## AVAILABLE DATA
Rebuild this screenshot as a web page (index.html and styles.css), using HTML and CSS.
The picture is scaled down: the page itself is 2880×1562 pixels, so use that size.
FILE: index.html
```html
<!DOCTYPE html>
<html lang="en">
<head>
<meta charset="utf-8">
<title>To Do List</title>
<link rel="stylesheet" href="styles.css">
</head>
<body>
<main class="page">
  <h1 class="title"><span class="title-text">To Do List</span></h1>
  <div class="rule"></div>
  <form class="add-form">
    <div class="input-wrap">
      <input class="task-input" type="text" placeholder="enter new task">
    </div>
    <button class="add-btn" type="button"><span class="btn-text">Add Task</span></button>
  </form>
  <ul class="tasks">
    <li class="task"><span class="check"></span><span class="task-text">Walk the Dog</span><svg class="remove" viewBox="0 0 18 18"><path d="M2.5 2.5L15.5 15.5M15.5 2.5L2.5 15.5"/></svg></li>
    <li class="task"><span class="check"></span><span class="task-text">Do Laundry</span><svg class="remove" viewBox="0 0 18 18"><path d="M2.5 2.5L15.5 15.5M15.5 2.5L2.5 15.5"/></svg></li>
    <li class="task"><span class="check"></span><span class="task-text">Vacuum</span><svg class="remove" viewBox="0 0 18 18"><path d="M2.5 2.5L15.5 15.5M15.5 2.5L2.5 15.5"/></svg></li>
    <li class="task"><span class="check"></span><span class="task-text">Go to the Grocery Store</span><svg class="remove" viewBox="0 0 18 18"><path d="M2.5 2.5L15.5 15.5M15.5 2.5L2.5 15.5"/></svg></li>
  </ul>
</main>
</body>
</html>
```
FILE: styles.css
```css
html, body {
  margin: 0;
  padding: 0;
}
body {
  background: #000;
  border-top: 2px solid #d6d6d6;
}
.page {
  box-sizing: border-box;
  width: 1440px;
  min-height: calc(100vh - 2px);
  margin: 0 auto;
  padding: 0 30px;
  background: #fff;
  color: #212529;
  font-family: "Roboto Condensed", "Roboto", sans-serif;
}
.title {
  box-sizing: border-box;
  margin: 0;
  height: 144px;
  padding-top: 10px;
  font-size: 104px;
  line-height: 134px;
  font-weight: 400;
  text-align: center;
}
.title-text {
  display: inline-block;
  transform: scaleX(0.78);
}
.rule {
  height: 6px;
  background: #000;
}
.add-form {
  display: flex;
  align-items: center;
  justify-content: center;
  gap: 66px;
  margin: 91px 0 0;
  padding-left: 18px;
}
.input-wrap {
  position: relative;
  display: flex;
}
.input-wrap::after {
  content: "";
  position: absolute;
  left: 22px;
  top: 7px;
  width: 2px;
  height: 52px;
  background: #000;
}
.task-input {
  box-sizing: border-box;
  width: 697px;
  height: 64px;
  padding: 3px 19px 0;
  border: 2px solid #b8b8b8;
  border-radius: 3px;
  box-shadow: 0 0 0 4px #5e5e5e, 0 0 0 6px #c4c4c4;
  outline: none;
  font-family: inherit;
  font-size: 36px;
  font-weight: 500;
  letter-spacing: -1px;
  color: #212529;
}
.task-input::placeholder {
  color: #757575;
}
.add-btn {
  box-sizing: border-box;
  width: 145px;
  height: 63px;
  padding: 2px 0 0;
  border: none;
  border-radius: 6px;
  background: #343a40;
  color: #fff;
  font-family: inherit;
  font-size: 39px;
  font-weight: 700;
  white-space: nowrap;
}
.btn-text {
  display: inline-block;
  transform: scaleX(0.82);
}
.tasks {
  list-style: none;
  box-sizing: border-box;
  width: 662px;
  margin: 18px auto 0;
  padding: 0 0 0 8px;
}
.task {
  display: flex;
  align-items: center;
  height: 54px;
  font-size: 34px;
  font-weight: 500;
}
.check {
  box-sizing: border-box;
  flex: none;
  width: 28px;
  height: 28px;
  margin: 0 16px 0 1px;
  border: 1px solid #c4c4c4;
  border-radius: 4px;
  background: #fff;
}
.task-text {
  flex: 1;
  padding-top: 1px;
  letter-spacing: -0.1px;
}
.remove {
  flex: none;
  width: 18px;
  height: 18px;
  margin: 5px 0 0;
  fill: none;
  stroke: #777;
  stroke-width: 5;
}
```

## WHAT YOU SHOULD DO
Write the entire listing out again, word for word.

## OUTPUT FOR THIS TASK
Rebuild this screenshot as a web page (index.html and styles.css), using HTML and CSS.
The picture is scaled down: the page itself is 2880×1562 pixels, so use that size.
FILE: index.html
```html
<!DOCTYPE html>
<html lang="en">
<head>
<meta charset="utf-8">
<title>To Do List</title>
<link rel="stylesheet" href="styles.css">
</head>
<body>
<main class="page">
  <h1 class="title"><span class="title-text">To Do List</span></h1>
  <div class="rule"></div>
  <form class="add-form">
    <div class="input-wrap">
      <input class="task-input" type="text" placeholder="enter new task">
    </div>
    <button class="add-btn" type="button"><span class="btn-text">Add Task</span></button>
  </form>
  <ul class="tasks">
    <li class="task"><span class="check"></span><span class="task-text">Walk the Dog</span><svg class="remove" viewBox="0 0 18 18"><path d="M2.5 2.5L15.5 15.5M15.5 2.5L2.5 15.5"/></svg></li>
    <li class="task"><span class="check"></span><span class="task-text">Do Laundry</span><svg class="remove" viewBox="0 0 18 18"><path d="M2.5 2.5L15.5 15.5M15.5 2.5L2.5 15.5"/></svg></li>
    <li class="task"><span class="check"></span><span class="task-text">Vacuum</span><svg class="remove" viewBox="0 0 18 18"><path d="M2.5 2.5L15.5 15.5M15.5 2.5L2.5 15.5"/></svg></li>
    <li class="task"><span class="check"></span><span class="task-text">Go to the Grocery Store</span><svg class="remove" viewBox="0 0 18 18"><path d="M2.5 2.5L15.5 15.5M15.5 2.5L2.5 15.5"/></svg></li>
  </ul>
</main>
</body>
</html>
```
FILE: styles.css
```css
html, body {
  margin: 0;
  padding: 0;
}
body {
  background: #000;
  border-top: 2px solid #d6d6d6;
}
.page {
  box-sizing: border-box;
  width: 1440px;
  min-height: calc(100vh - 2px);
  margin: 0 auto;
  padding: 0 30px;
  background: #fff;
  color: #212529;
  font-family: "Roboto Condensed", "Roboto", sans-serif;
}
.title {
  box-sizing: border-box;
  margin: 0;
  height: 144px;
  padding-top: 10px;
  font-size: 104px;
  line-height: 134px;
  font-weight: 400;
  text-align: center;
}
.title-text {
  display: inline-block;
  transform: scaleX(0.78);
}
.rule {
  height: 6px;
  background: #000;
}
.add-form {
  display: flex;
  align-items: center;
  justify-content: center;
  gap: 66px;
  margin: 91px 0 0;
  padding-left: 18px;
}
.input-wrap {
  position: relative;
  display: flex;
}
.input-wrap::after {
  content: "";
  position: absolute;
  left: 22px;
  top: 7px;
  width: 2px;
  height: 52px;
  background: #000;
}
.task-input {
  box-sizing: border-box;
  width: 697px;
  height: 64px;
  padding: 3px 19px 0;
  border: 2px solid #b8b8b8;
  border-radius: 3px;
  box-shadow: 0 0 0 4px #5e5e5e, 0 0 0 6px #c4c4c4;
  outline: none;
  font-family: inherit;
  font-size: 36px;
  font-weight: 500;
  letter-spacing: -1px;
  color: #212529;
}
.task-input::placeholder {
  color: #757575;
}
.add-btn {
  box-sizing: border-box;
  width: 145px;
  height: 63px;
  padding: 2px 0 0;
  border: none;
  border-radius: 6px;
  background: #343a40;
  color: #fff;
  font-family: inherit;
  font-size: 39px;
  font-weight: 700;
  white-space: nowrap;
}
.btn-text {
  display: inline-block;
  transform: scaleX(0.82);
}
.tasks {
  list-style: none;
  box-sizing: border-box;
  width: 662px;
  margin: 18px auto 0;
  padding: 0 0 0 8px;
}
.task {
  display: flex;
  align-items: center;
  height: 54px;
  font-size: 34px;
  font-weight: 500;
}
.check {
  box-sizing: border-box;
  flex: none;
  width: 28px;
  height: 28px;
  margin: 0 16px 0 1px;
  border: 1px solid #c4c4c4;
  border-radius: 4px;
  background: #fff;
}
.task-text {
  flex: 1;
  padding-top: 1px;
  letter-spacing: -0.1px;
}
.remove {
  flex: none;
  width: 18px;
  height: 18px;
  margin: 5px 0 0;
  fill: none;
  stroke: #777;
  stroke-width: 5;
}
```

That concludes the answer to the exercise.